Don't ever start writing without an ending already determined. Again, nobody sets out on a journey without a destination in mind, unless it's only the journey that's important. To you, the screen writer, if you want something to show for your work - have the ending in mind.

Consider the names of characters

Use character names that are easy to remember and that don't sound or look similar. Even if your story is very well told, confusion can creep (for a reader) in when lapses in scene descriptions occur or non-linear story telling technique is employed. Confusion will ruin your screenplay especially if added to those shortcomings - you also have a high number of characters in the story. Pick names thoughtfully, as you would for your own child so that they're not distracting and not adding to the potential confusion a reader might experience.

Don't leave out scene intros

Consider this scene & character intro:


COLIN is wild eyed.  He stands over with a gun aimed at man on
tied to a chair.

OK... so as we're reading this, we're trying to form a mental image of the setting where the scene is taking place rather than just concentrating on the story, most likely based on the action(s) of the characters depicted.

The scene intro should set the stage for the scene with just enough words. Adding descriptive words that characterize the space is helpful. What size is the warehouse? What condition is it in? Is it dry? Wet? Clean? Dirty? What else is in it? Cars? Boxes? Nothing? Is moonlight streaming in through the skylights or is it completely dark except for a single nearby light bulb?

You don't want to write a book here, but a lot could be said in one sentence about the setting your characters are in and it helps to frame the scenes so a more complete picture unfolds in a readers mind.

Don't leave out character descriptions

As in the above scene and character intro, COLIN is not described at all. So this leaves the reader to forced into using their intellect to uncover who this person might be. THAT is not what you want a reader to be doing while reading your screenplay.

COLIN is holding a gun, so we know he's probably a male with at least one functional arm and hand, and two legs...

We don't know if this is in fact a male just because COLIN is a males name.

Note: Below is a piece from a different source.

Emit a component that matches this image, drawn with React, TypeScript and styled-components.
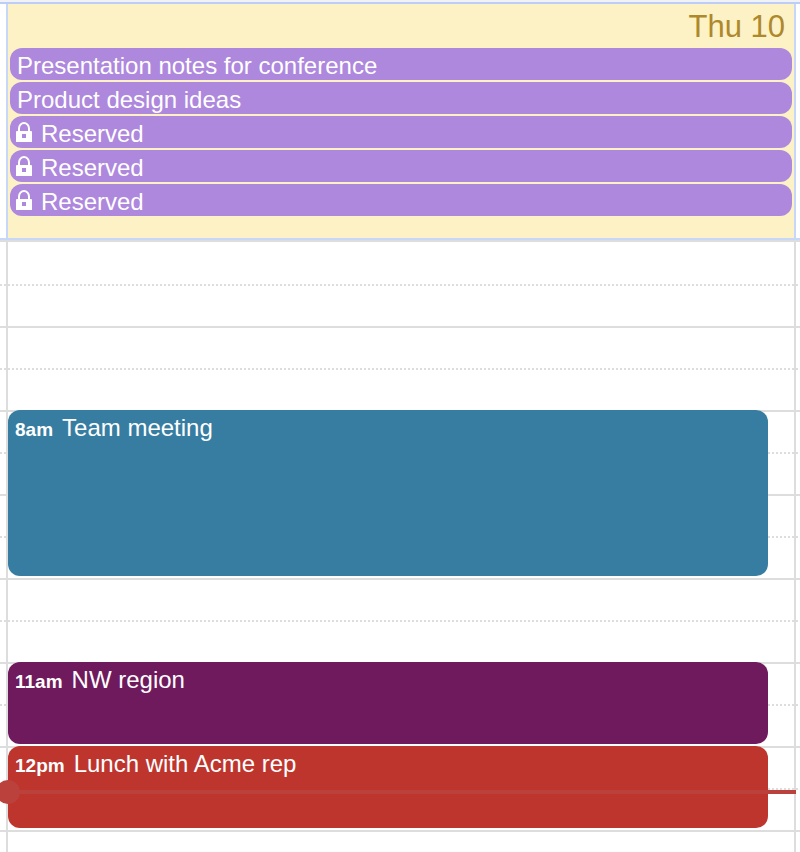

We don't know the age of this character, the race, and nothing about them except that this person is "wild eyed."

"Wild eyed" is not nearly enough of a character description. Not even close, and again ONE sentence of carefully worded writing can provide a suitable mental image of this character so the reader doesn't have to waste brain power putting clues together to do it themselves.

Proof read - please

Nothing says "I don't care" to a reader more than poor grammar, spelling, punctuation, and diction. It's very hard to have a 100% correct screenplay, but if you have typos, misspellings, and odd phrases throughout a screenplay, you'll lose the reader and chances are you'll be asking for feedback on your work so don't make it harder for readers to get through your screenplay.

Take the time to proof read because not only will you look like a dumbass if you have more than a few dozen instances of the above shortcomings, but the reader's interest will wain if they sense you rushed through the writing.

The writing happens in the rewriting 

Don't ever think you'll write a script and then take your first draft and produce a film from it unless you don't care about anyone ever liking your film. Rewriting is what separates the men from the boys and it's where the story and dialog is made to really work for an audience.

If you're so enamored of your own writing that you don't feel rewriting is necessary, please stop writing.

If you're unable to improve a script through rewriting and aren't willing to pound away at the writing until it's perfect, please stop writing.

The writing really happens in the rewriting.